1. Correct name of this formation is Selbstschutz.

2. After disbanding Selbstschutz all people were moved to SS or SA formations in Gau Danzig-West Preussen and Gau Posen (later Gau Wartheland) or to Sonderdienst in General Gouvernament. All these formation were not in Wehrmacht structures!

3. In the beginning 1944 from Sonderdienst were formed:
“Bataillon I” – Gruppe “Schalk” (Landesinspektor Richard Schalk) – Glebokie
“Bataillon II” – Gruppe “Wachter” (nn) - Molodeczno
“Bataillon III” – Gruppe “Jaensch” (Reichsrat Dr Jaensch) – Bilgoraj
“Bataillon IV” – Gruppe “Schulze”. SD. Lwow
“Bataillon V” – Gruppe “Gnauk” (Reichsrat Bruno Gnauk) – Bilgoraj, next
“Bataillon VI” – Gruppe “Pfaffenroth” (SS-Stubaf Helmuth Pfaffenroth) –
“Bataillon VII“ – Gruppe “Burgsdorff” (Dr. Kurt Burgsdorff) - ?
“Ersatz-Bataillon” – Camp at Trawniki.
SS-Bataillon „Streibel“(SS-Sturmbannführer und Major der Schutzpolizei Karl
Streibel) - Lublin

4. "Now when the war ended, those that were in Prisoner of war camps, for political reasons could not be repatrated, and so stayed in this country." Which country You mean?

5. "Although they are not technically thought of as Poles by the Germans, the ethnic German Volksdeutsche were in reality from Poland and can thus be seen as Polish volunteers." - very smart but not logic.

6. There are many sites about Selbstschutz but unfortunately in polish

7. Poles served in Wehrmacht, even in Waffen-SS!! But they had to!! Many
of them deserted and then fought in Polish forces. From the end of 1943
Germans conscripted as many people as they can, even Polish people.

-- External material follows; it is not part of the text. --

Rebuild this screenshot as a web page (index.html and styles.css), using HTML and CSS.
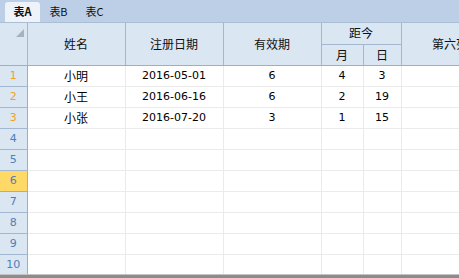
FILE: index.html
```html
<!DOCTYPE html>
<html lang="zh">
<head>
  <meta charset="UTF-8" />
  <title>表格</title>
  <link rel="stylesheet" href="styles.css">
</head>
<body>
  <div class="tabs">
    <span class="tab active">表A</span>
    <span class="tab">表B</span>
    <span class="tab">表C</span>
  </div>

  <div class="sheet">
    <table class="grid">
      <colgroup>
        <col class="c-idx"><col class="c-wide"><col class="c-wide"><col class="c-wide"><col class="c-m"><col class="c-d"><col class="c-wide">
      </colgroup>
      <thead>
        <tr>
          <th class="corner" rowspan="2"><span class="tri"></span></th>
          <th rowspan="2">姓名</th>
          <th rowspan="2">注册日期</th>
          <th rowspan="2">有效期</th>
          <th colspan="2">距今</th>
          <th rowspan="2">第六列</th>
        </tr>
        <tr>
          <th>月</th>
          <th>日</th>
        </tr>
      </thead>
      <tbody>
        <tr><td class="idx used">1</td><td>小明</td><td>2016-05-01</td><td>6</td><td>4</td><td>3</td><td></td></tr>
        <tr><td class="idx used">2</td><td>小王</td><td>2016-06-16</td><td>6</td><td>2</td><td>19</td><td></td></tr>
        <tr><td class="idx used">3</td><td>小张</td><td>2016-07-20</td><td>3</td><td>1</td><td>15</td><td></td></tr>
        <tr><td class="idx">4</td><td></td><td></td><td></td><td></td><td></td><td></td></tr>
        <tr><td class="idx">5</td><td></td><td></td><td></td><td></td><td></td><td></td></tr>
        <tr><td class="idx current">6</td><td></td><td></td><td></td><td></td><td></td><td></td></tr>
        <tr><td class="idx">7</td><td></td><td></td><td></td><td></td><td></td><td></td></tr>
        <tr><td class="idx">8</td><td></td><td></td><td></td><td></td><td></td><td></td></tr>
        <tr><td class="idx">9</td><td></td><td></td><td></td><td></td><td></td><td></td></tr>
        <tr><td class="idx">10</td><td></td><td></td><td></td><td></td><td></td><td></td></tr>
      </tbody>
    </table>
  </div>

  <div class="statusbar"></div>
</body>
</html>
```

FILE: styles.css
```css
*{margin:0;padding:0;box-sizing:border-box}
html,body{height:100%}
body{
  font-family:'Noto Sans CJK SC','DejaVu Sans',sans-serif;
  font-size:11px;
  color:#000;
  background:#fff;
  overflow:hidden;
  display:flex;
  flex-direction:column;
}

/* onglets */
.tabs{height:22px;background:#bdcfe6;display:flex;align-items:flex-end;padding-left:5px;gap:1px;flex:none}
.tab{width:35px;height:20px;line-height:19px;text-align:center;font-size:11px;color:#111}
.tab.active{background:#eef3fa;border-radius:3px 3px 0 0;font-weight:700}

/* grille */
.sheet{flex:1;overflow:hidden;border-top:1px solid #a9bdd3}
.grid{border-collapse:collapse;table-layout:fixed;width:499px}
.c-idx{width:27px}
.c-wide{width:98px}
.c-m{width:42px}
.c-d{width:38px}

.grid th{
  height:21px;background:#dbe6f3;font-weight:400;font-size:12px;color:#111;
  border:1px solid #a3b8d0;border-top:none;text-align:center;line-height:20px;white-space:nowrap
}
.grid thead tr:last-child th,.grid th[rowspan]{border-bottom:1px solid #98b0cb}
.grid th.corner{vertical-align:top;position:relative;border-left:none}
.tri{position:absolute;top:6px;right:3px;width:0;height:0;border-left:8px solid transparent;border-bottom:8px solid #a8b2be}

.grid td{
  height:21px;border:1px solid #ebebeb;border-top:none;text-align:center;
  font-size:11px;line-height:20px;font-family:'DejaVu Sans','Noto Sans CJK SC',sans-serif
}
.grid td:nth-child(2){font-family:'Noto Sans CJK SC',sans-serif;font-size:12px}
.grid td.idx{background:#dbe6f3;color:#4b80b8;border:1px solid #a3b8d0;border-top:none;border-left:none;border-right:1px solid #97aec8}
.grid td.used{color:#f2a219}
.grid td.current{background:#ffd966;color:#4b80b8;border-bottom:1px solid #e5a53a;border-right:1px solid #e5a53a}

.statusbar{height:4px;flex:none;background:#8c8c8c;border-top:1px solid #c4c4c4}
```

Most
of them were from Silesia, Pomerania, and Warthegau.
"Now when the war ended, those that were in Prisoner of war camps, for political reasons could not be repatriated, and so stayed in this country." Which country You mean?

The U.K.

When i was stationed at larkhill on Salisbury plain some of these guy's were working on clearing UXB's on the Range, i was with the Salisbury range detachment (SPRDE) and got talking to some of them, they were a mix of Russian, Polish and some German, with a british officer in charge.